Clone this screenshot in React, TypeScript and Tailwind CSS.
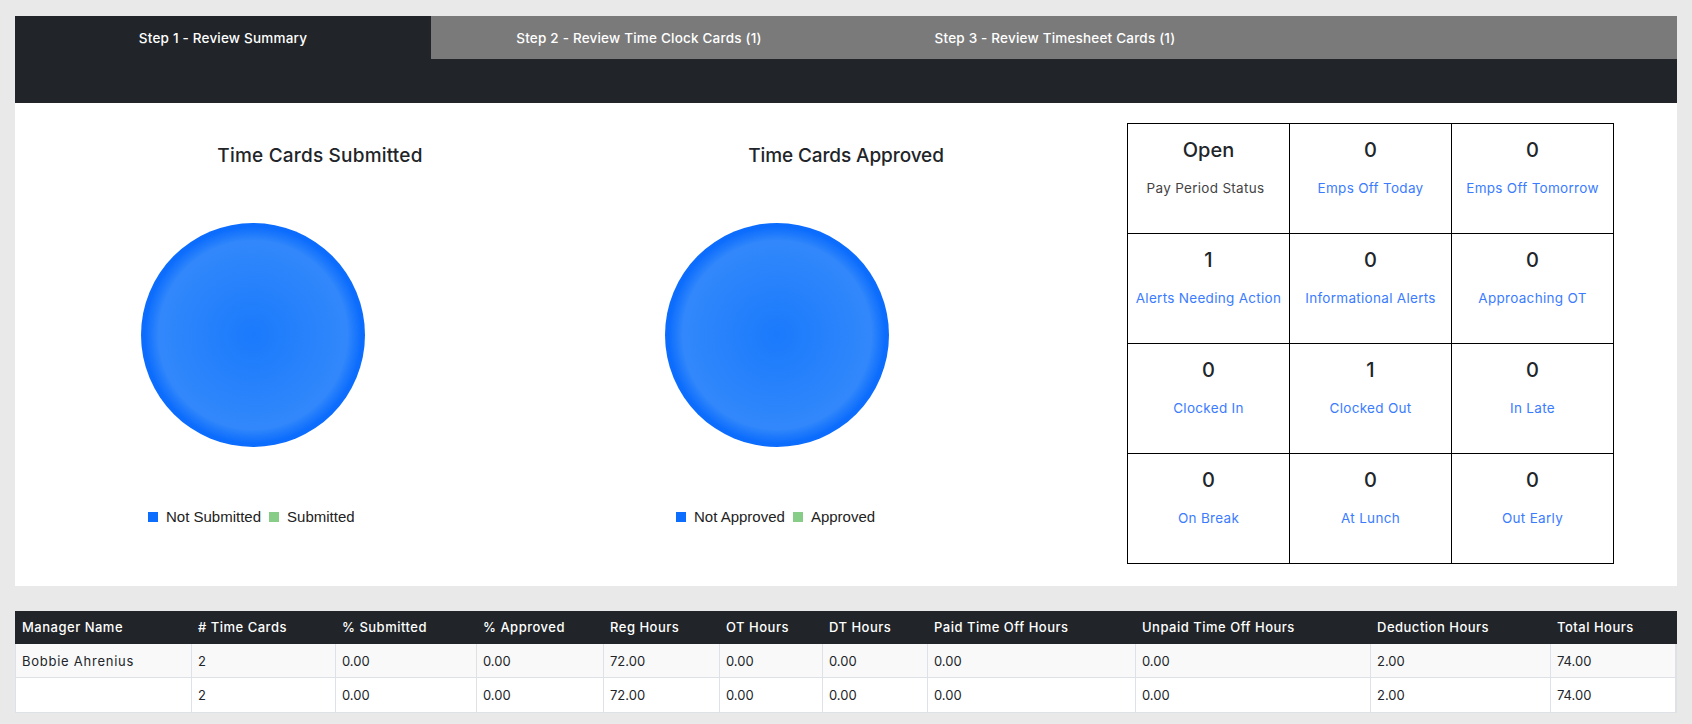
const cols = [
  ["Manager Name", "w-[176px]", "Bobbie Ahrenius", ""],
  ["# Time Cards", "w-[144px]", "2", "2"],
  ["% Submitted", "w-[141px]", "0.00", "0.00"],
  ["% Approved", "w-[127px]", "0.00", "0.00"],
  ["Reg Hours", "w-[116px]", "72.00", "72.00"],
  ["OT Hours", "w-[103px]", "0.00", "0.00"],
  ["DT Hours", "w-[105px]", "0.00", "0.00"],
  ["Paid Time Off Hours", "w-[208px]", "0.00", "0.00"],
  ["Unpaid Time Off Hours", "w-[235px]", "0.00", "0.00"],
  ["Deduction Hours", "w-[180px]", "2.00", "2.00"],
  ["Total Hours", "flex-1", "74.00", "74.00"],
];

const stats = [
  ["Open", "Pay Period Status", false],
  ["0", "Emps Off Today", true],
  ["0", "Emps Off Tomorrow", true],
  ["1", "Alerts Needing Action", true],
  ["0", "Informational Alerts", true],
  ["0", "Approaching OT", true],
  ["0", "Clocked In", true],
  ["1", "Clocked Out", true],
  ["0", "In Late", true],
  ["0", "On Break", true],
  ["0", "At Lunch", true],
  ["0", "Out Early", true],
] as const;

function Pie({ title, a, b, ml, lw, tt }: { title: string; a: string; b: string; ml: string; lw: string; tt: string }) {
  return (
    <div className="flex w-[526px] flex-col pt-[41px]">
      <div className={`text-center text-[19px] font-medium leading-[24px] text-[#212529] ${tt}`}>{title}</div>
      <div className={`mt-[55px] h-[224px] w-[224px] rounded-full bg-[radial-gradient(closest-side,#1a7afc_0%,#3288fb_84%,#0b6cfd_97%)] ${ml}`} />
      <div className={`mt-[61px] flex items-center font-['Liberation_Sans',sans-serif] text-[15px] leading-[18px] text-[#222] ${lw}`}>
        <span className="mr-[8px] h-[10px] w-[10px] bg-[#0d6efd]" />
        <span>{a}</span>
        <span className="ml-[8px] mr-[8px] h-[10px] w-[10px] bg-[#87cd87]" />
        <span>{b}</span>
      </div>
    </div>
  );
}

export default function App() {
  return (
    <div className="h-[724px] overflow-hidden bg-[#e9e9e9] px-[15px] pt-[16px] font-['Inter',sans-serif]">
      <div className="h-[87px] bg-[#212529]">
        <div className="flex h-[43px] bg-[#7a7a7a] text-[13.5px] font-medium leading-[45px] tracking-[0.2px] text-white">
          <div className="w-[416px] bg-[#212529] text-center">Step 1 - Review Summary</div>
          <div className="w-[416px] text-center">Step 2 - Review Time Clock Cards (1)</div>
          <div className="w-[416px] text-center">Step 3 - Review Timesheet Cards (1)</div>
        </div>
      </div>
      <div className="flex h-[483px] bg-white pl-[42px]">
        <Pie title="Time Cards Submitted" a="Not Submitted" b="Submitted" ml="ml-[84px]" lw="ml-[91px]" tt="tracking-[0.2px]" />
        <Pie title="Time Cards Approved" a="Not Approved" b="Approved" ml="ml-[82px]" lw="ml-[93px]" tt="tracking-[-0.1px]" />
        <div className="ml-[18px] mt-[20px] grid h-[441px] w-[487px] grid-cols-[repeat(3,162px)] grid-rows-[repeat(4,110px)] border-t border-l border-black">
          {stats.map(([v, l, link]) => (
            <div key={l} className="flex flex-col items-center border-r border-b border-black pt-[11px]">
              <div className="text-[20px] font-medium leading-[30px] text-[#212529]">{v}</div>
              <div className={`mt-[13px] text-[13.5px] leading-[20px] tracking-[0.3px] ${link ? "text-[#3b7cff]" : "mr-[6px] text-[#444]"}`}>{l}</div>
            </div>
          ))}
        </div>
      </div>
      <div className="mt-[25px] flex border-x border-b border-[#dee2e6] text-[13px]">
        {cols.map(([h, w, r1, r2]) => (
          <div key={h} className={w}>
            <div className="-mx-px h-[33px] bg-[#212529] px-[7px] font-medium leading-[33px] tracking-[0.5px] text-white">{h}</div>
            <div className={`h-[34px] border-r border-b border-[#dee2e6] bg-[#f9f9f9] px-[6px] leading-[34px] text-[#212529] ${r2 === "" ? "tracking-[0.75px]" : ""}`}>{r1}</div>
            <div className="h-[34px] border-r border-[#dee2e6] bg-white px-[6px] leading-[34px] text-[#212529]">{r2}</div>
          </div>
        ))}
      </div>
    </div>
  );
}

:::::

> [Your objective] Copy each line in full and exactly, omitting any picture.

> [Problem solution]
Clone this screenshot in React, TypeScript and Tailwind CSS.
const cols = [
  ["Manager Name", "w-[176px]", "Bobbie Ahrenius", ""],
  ["# Time Cards", "w-[144px]", "2", "2"],
  ["% Submitted", "w-[141px]", "0.00", "0.00"],
  ["% Approved", "w-[127px]", "0.00", "0.00"],
  ["Reg Hours", "w-[116px]", "72.00", "72.00"],
  ["OT Hours", "w-[103px]", "0.00", "0.00"],
  ["DT Hours", "w-[105px]", "0.00", "0.00"],
  ["Paid Time Off Hours", "w-[208px]", "0.00", "0.00"],
  ["Unpaid Time Off Hours", "w-[235px]", "0.00", "0.00"],
  ["Deduction Hours", "w-[180px]", "2.00", "2.00"],
  ["Total Hours", "flex-1", "74.00", "74.00"],
];

const stats = [
  ["Open", "Pay Period Status", false],
  ["0", "Emps Off Today", true],
  ["0", "Emps Off Tomorrow", true],
  ["1", "Alerts Needing Action", true],
  ["0", "Informational Alerts", true],
  ["0", "Approaching OT", true],
  ["0", "Clocked In", true],
  ["1", "Clocked Out", true],
  ["0", "In Late", true],
  ["0", "On Break", true],
  ["0", "At Lunch", true],
  ["0", "Out Early", true],
] as const;

function Pie({ title, a, b, ml, lw, tt }: { title: string; a: string; b: string; ml: string; lw: string; tt: string }) {
  return (
    <div className="flex w-[526px] flex-col pt-[41px]">
      <div className={`text-center text-[19px] font-medium leading-[24px] text-[#212529] ${tt}`}>{title}</div>
      <div className={`mt-[55px] h-[224px] w-[224px] rounded-full bg-[radial-gradient(closest-side,#1a7afc_0%,#3288fb_84%,#0b6cfd_97%)] ${ml}`} />
      <div className={`mt-[61px] flex items-center font-['Liberation_Sans',sans-serif] text-[15px] leading-[18px] text-[#222] ${lw}`}>
        <span className="mr-[8px] h-[10px] w-[10px] bg-[#0d6efd]" />
        <span>{a}</span>
        <span className="ml-[8px] mr-[8px] h-[10px] w-[10px] bg-[#87cd87]" />
        <span>{b}</span>
      </div>
    </div>
  );
}

export default function App() {
  return (
    <div className="h-[724px] overflow-hidden bg-[#e9e9e9] px-[15px] pt-[16px] font-['Inter',sans-serif]">
      <div className="h-[87px] bg-[#212529]">
        <div className="flex h-[43px] bg-[#7a7a7a] text-[13.5px] font-medium leading-[45px] tracking-[0.2px] text-white">
          <div className="w-[416px] bg-[#212529] text-center">Step 1 - Review Summary</div>
          <div className="w-[416px] text-center">Step 2 - Review Time Clock Cards (1)</div>
          <div className="w-[416px] text-center">Step 3 - Review Timesheet Cards (1)</div>
        </div>
      </div>
      <div className="flex h-[483px] bg-white pl-[42px]">
        <Pie title="Time Cards Submitted" a="Not Submitted" b="Submitted" ml="ml-[84px]" lw="ml-[91px]" tt="tracking-[0.2px]" />
        <Pie title="Time Cards Approved" a="Not Approved" b="Approved" ml="ml-[82px]" lw="ml-[93px]" tt="tracking-[-0.1px]" />
        <div className="ml-[18px] mt-[20px] grid h-[441px] w-[487px] grid-cols-[repeat(3,162px)] grid-rows-[repeat(4,110px)] border-t border-l border-black">
          {stats.map(([v, l, link]) => (
            <div key={l} className="flex flex-col items-center border-r border-b border-black pt-[11px]">
              <div className="text-[20px] font-medium leading-[30px] text-[#212529]">{v}</div>
              <div className={`mt-[13px] text-[13.5px] leading-[20px] tracking-[0.3px] ${link ? "text-[#3b7cff]" : "mr-[6px] text-[#444]"}`}>{l}</div>
            </div>
          ))}
        </div>
      </div>
      <div className="mt-[25px] flex border-x border-b border-[#dee2e6] text-[13px]">
        {cols.map(([h, w, r1, r2]) => (
          <div key={h} className={w}>
            <div className="-mx-px h-[33px] bg-[#212529] px-[7px] font-medium leading-[33px] tracking-[0.5px] text-white">{h}</div>
            <div className={`h-[34px] border-r border-b border-[#dee2e6] bg-[#f9f9f9] px-[6px] leading-[34px] text-[#212529] ${r2 === "" ? "tracking-[0.75px]" : ""}`}>{r1}</div>
            <div className="h-[34px] border-r border-[#dee2e6] bg-white px-[6px] leading-[34px] text-[#212529]">{r2}</div>
          </div>
        ))}
      </div>
    </div>
  );
}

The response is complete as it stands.